Extracted information
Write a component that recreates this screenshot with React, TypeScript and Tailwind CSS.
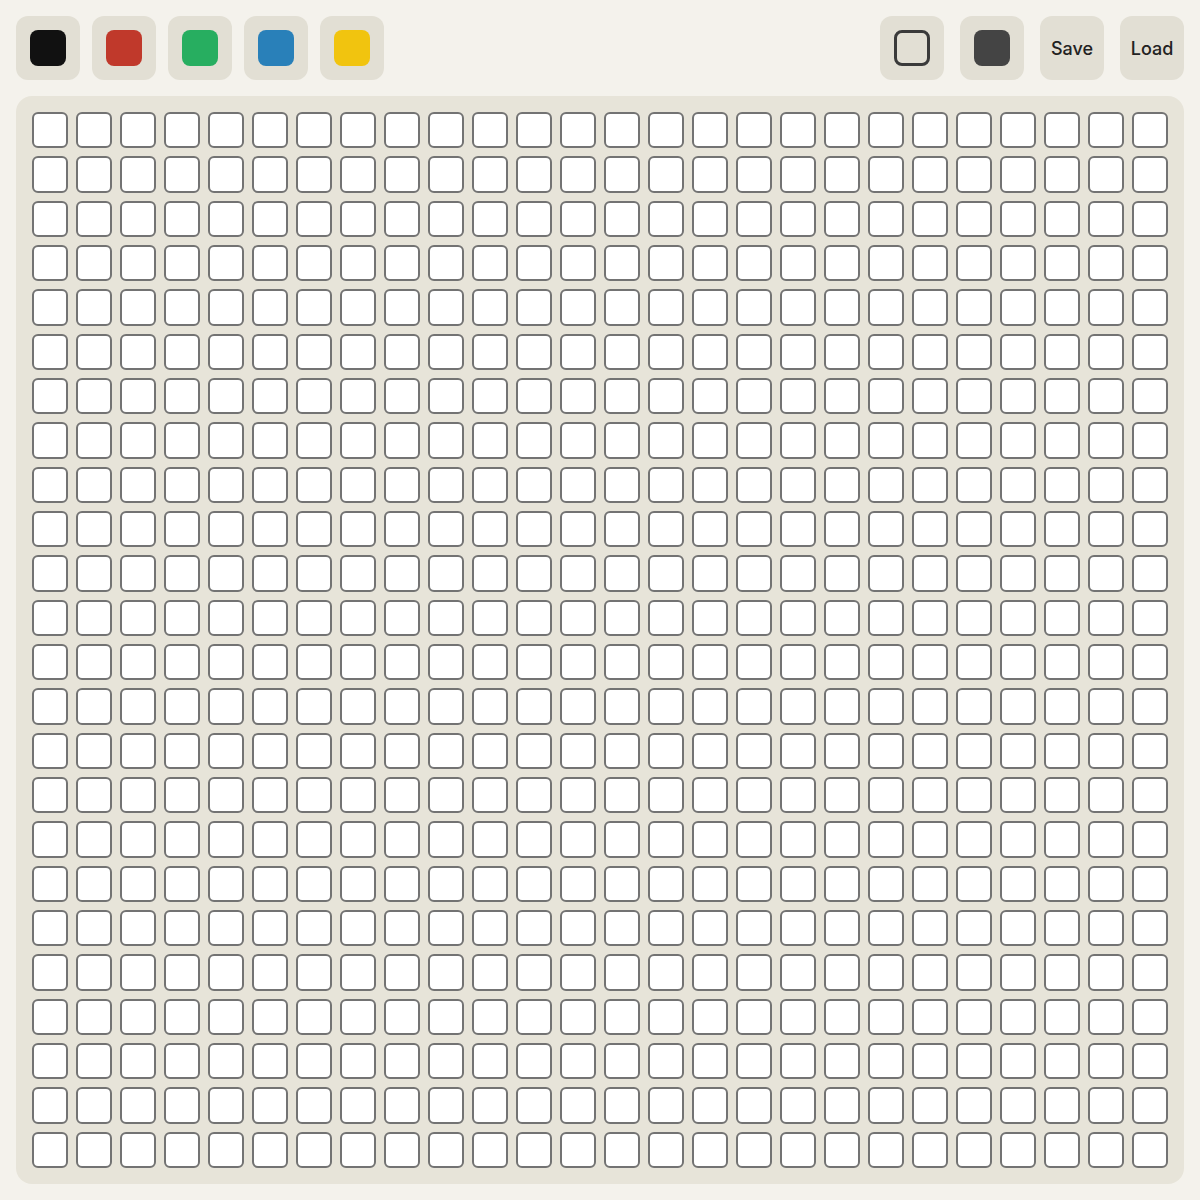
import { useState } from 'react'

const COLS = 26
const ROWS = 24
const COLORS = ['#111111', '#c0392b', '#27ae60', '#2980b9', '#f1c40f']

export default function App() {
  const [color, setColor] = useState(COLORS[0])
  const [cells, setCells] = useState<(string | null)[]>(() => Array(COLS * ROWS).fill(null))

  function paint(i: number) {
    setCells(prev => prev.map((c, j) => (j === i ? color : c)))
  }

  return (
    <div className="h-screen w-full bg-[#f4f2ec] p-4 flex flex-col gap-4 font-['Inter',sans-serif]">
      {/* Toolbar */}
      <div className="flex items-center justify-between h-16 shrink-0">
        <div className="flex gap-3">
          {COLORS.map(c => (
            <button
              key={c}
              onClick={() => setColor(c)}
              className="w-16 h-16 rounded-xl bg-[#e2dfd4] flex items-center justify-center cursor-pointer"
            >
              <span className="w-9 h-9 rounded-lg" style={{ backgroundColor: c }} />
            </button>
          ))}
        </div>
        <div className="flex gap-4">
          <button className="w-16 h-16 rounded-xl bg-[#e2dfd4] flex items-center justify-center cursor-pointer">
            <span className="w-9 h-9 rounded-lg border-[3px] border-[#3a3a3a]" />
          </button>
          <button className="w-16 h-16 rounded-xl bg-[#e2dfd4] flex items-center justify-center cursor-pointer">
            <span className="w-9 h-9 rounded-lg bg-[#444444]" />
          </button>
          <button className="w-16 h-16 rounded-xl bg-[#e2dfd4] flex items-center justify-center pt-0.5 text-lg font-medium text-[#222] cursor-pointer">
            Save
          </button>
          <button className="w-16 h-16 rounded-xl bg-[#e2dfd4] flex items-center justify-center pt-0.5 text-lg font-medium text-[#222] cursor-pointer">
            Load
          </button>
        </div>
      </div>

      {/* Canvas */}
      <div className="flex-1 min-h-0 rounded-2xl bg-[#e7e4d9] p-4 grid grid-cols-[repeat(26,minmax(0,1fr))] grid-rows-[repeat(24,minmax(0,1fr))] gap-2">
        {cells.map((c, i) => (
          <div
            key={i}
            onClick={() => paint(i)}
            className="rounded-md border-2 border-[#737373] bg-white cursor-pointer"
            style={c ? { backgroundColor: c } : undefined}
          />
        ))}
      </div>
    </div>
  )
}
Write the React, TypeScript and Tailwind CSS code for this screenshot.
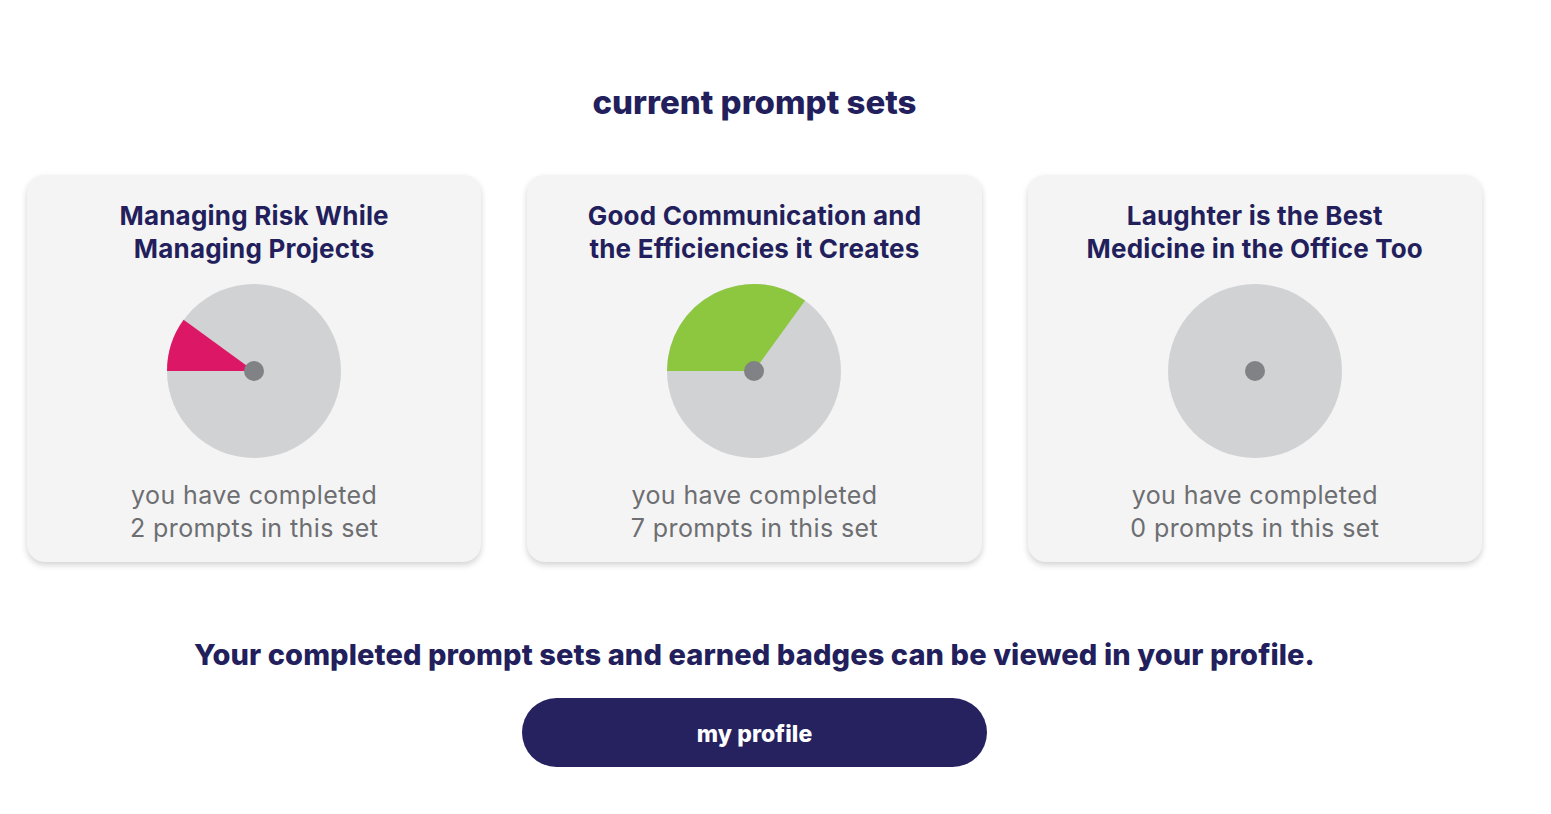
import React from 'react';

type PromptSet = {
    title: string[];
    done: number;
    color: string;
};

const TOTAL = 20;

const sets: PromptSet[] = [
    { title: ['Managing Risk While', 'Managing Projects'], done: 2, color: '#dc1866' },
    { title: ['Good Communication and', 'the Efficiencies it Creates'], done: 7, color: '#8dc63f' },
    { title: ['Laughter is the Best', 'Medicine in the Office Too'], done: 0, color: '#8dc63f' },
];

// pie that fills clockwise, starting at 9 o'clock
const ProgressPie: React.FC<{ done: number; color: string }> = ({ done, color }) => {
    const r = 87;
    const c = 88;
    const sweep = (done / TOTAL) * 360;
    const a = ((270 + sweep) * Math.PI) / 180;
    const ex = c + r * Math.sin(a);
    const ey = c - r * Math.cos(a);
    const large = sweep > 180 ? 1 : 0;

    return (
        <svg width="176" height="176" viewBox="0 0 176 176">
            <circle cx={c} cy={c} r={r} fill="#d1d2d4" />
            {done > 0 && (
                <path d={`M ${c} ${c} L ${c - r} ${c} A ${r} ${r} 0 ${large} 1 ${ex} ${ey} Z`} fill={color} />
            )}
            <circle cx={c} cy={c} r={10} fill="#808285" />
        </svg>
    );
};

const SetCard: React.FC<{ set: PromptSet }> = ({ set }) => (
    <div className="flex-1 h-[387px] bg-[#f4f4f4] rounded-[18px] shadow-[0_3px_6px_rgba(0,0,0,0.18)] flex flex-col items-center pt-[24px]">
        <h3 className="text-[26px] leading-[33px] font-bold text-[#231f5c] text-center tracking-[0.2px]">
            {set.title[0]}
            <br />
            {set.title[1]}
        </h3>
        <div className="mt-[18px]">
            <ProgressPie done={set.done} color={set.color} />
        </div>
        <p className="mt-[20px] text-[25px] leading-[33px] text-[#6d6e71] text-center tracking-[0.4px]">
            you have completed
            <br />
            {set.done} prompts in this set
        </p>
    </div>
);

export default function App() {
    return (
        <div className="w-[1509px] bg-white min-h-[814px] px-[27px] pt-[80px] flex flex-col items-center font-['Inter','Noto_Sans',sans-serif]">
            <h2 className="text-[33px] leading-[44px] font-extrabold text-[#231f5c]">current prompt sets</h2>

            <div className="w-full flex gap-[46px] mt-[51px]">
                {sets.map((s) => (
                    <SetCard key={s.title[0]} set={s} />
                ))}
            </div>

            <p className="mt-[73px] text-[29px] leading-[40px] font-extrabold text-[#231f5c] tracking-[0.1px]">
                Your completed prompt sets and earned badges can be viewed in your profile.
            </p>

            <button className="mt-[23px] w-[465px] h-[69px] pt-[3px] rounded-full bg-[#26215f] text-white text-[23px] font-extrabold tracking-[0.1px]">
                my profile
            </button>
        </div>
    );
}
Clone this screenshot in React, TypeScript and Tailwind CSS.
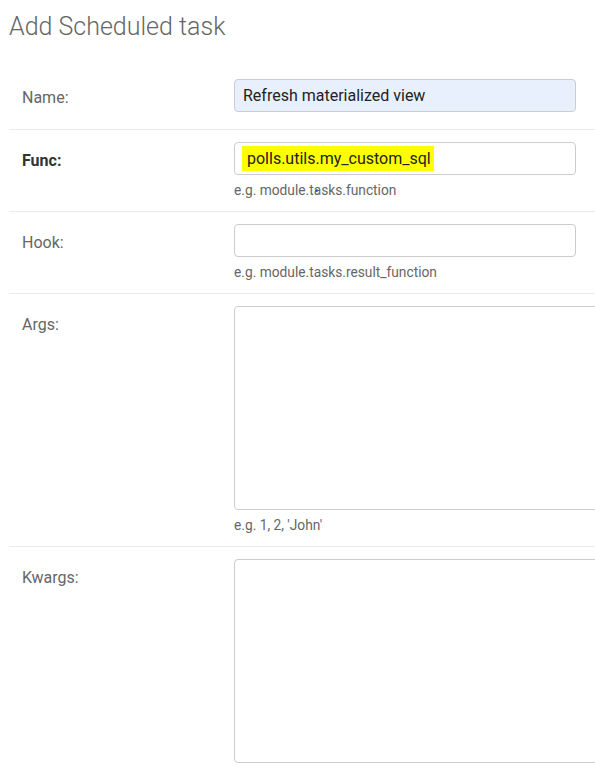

The request
The data above needs to be retyped exactly, with the images left out.

Answer to the exercise
Write a component that recreates this screenshot with React, TypeScript and Tailwind CSS.
import { useState } from 'react'

const COLS = 26
const ROWS = 24
const COLORS = ['#111111', '#c0392b', '#27ae60', '#2980b9', '#f1c40f']

export default function App() {
  const [color, setColor] = useState(COLORS[0])
  const [cells, setCells] = useState<(string | null)[]>(() => Array(COLS * ROWS).fill(null))

  function paint(i: number) {
    setCells(prev => prev.map((c, j) => (j === i ? color : c)))
  }

  return (
    <div className="h-screen w-full bg-[#f4f2ec] p-4 flex flex-col gap-4 font-['Inter',sans-serif]">
      {/* Toolbar */}
      <div className="flex items-center justify-between h-16 shrink-0">
        <div className="flex gap-3">
          {COLORS.map(c => (
            <button
              key={c}
              onClick={() => setColor(c)}
              className="w-16 h-16 rounded-xl bg-[#e2dfd4] flex items-center justify-center cursor-pointer"
            >
              <span className="w-9 h-9 rounded-lg" style={{ backgroundColor: c }} />
            </button>
          ))}
        </div>
        <div className="flex gap-4">
          <button className="w-16 h-16 rounded-xl bg-[#e2dfd4] flex items-center justify-center cursor-pointer">
            <span className="w-9 h-9 rounded-lg border-[3px] border-[#3a3a3a]" />
          </button>
          <button className="w-16 h-16 rounded-xl bg-[#e2dfd4] flex items-center justify-center cursor-pointer">
            <span className="w-9 h-9 rounded-lg bg-[#444444]" />
          </button>
          <button className="w-16 h-16 rounded-xl bg-[#e2dfd4] flex items-center justify-center pt-0.5 text-lg font-medium text-[#222] cursor-pointer">
            Save
          </button>
          <button className="w-16 h-16 rounded-xl bg-[#e2dfd4] flex items-center justify-center pt-0.5 text-lg font-medium text-[#222] cursor-pointer">
            Load
          </button>
        </div>
      </div>

      {/* Canvas */}
      <div className="flex-1 min-h-0 rounded-2xl bg-[#e7e4d9] p-4 grid grid-cols-[repeat(26,minmax(0,1fr))] grid-rows-[repeat(24,minmax(0,1fr))] gap-2">
        {cells.map((c, i) => (
          <div
            key={i}
            onClick={() => paint(i)}
            className="rounded-md border-2 border-[#737373] bg-white cursor-pointer"
            style={c ? { backgroundColor: c } : undefined}
          />
        ))}
      </div>
    </div>
  )
}
Write the React, TypeScript and Tailwind CSS code for this screenshot.
import React from 'react';

type PromptSet = {
    title: string[];
    done: number;
    color: string;
};

const TOTAL = 20;

const sets: PromptSet[] = [
    { title: ['Managing Risk While', 'Managing Projects'], done: 2, color: '#dc1866' },
    { title: ['Good Communication and', 'the Efficiencies it Creates'], done: 7, color: '#8dc63f' },
    { title: ['Laughter is the Best', 'Medicine in the Office Too'], done: 0, color: '#8dc63f' },
];

// pie that fills clockwise, starting at 9 o'clock
const ProgressPie: React.FC<{ done: number; color: string }> = ({ done, color }) => {
    const r = 87;
    const c = 88;
    const sweep = (done / TOTAL) * 360;
    const a = ((270 + sweep) * Math.PI) / 180;
    const ex = c + r * Math.sin(a);
    const ey = c - r * Math.cos(a);
    const large = sweep > 180 ? 1 : 0;

    return (
        <svg width="176" height="176" viewBox="0 0 176 176">
            <circle cx={c} cy={c} r={r} fill="#d1d2d4" />
            {done > 0 && (
                <path d={`M ${c} ${c} L ${c - r} ${c} A ${r} ${r} 0 ${large} 1 ${ex} ${ey} Z`} fill={color} />
            )}
            <circle cx={c} cy={c} r={10} fill="#808285" />
        </svg>
    );
};

const SetCard: React.FC<{ set: PromptSet }> = ({ set }) => (
    <div className="flex-1 h-[387px] bg-[#f4f4f4] rounded-[18px] shadow-[0_3px_6px_rgba(0,0,0,0.18)] flex flex-col items-center pt-[24px]">
        <h3 className="text-[26px] leading-[33px] font-bold text-[#231f5c] text-center tracking-[0.2px]">
            {set.title[0]}
            <br />
            {set.title[1]}
        </h3>
        <div className="mt-[18px]">
            <ProgressPie done={set.done} color={set.color} />
        </div>
        <p className="mt-[20px] text-[25px] leading-[33px] text-[#6d6e71] text-center tracking-[0.4px]">
            you have completed
            <br />
            {set.done} prompts in this set
        </p>
    </div>
);

export default function App() {
    return (
        <div className="w-[1509px] bg-white min-h-[814px] px-[27px] pt-[80px] flex flex-col items-center font-['Inter','Noto_Sans',sans-serif]">
            <h2 className="text-[33px] leading-[44px] font-extrabold text-[#231f5c]">current prompt sets</h2>

            <div className="w-full flex gap-[46px] mt-[51px]">
                {sets.map((s) => (
                    <SetCard key={s.title[0]} set={s} />
                ))}
            </div>

            <p className="mt-[73px] text-[29px] leading-[40px] font-extrabold text-[#231f5c] tracking-[0.1px]">
                Your completed prompt sets and earned badges can be viewed in your profile.
            </p>

            <button className="mt-[23px] w-[465px] h-[69px] pt-[3px] rounded-full bg-[#26215f] text-white text-[23px] font-extrabold tracking-[0.1px]">
                my profile
            </button>
        </div>
    );
}
Clone this screenshot in React, TypeScript and Tailwind CSS.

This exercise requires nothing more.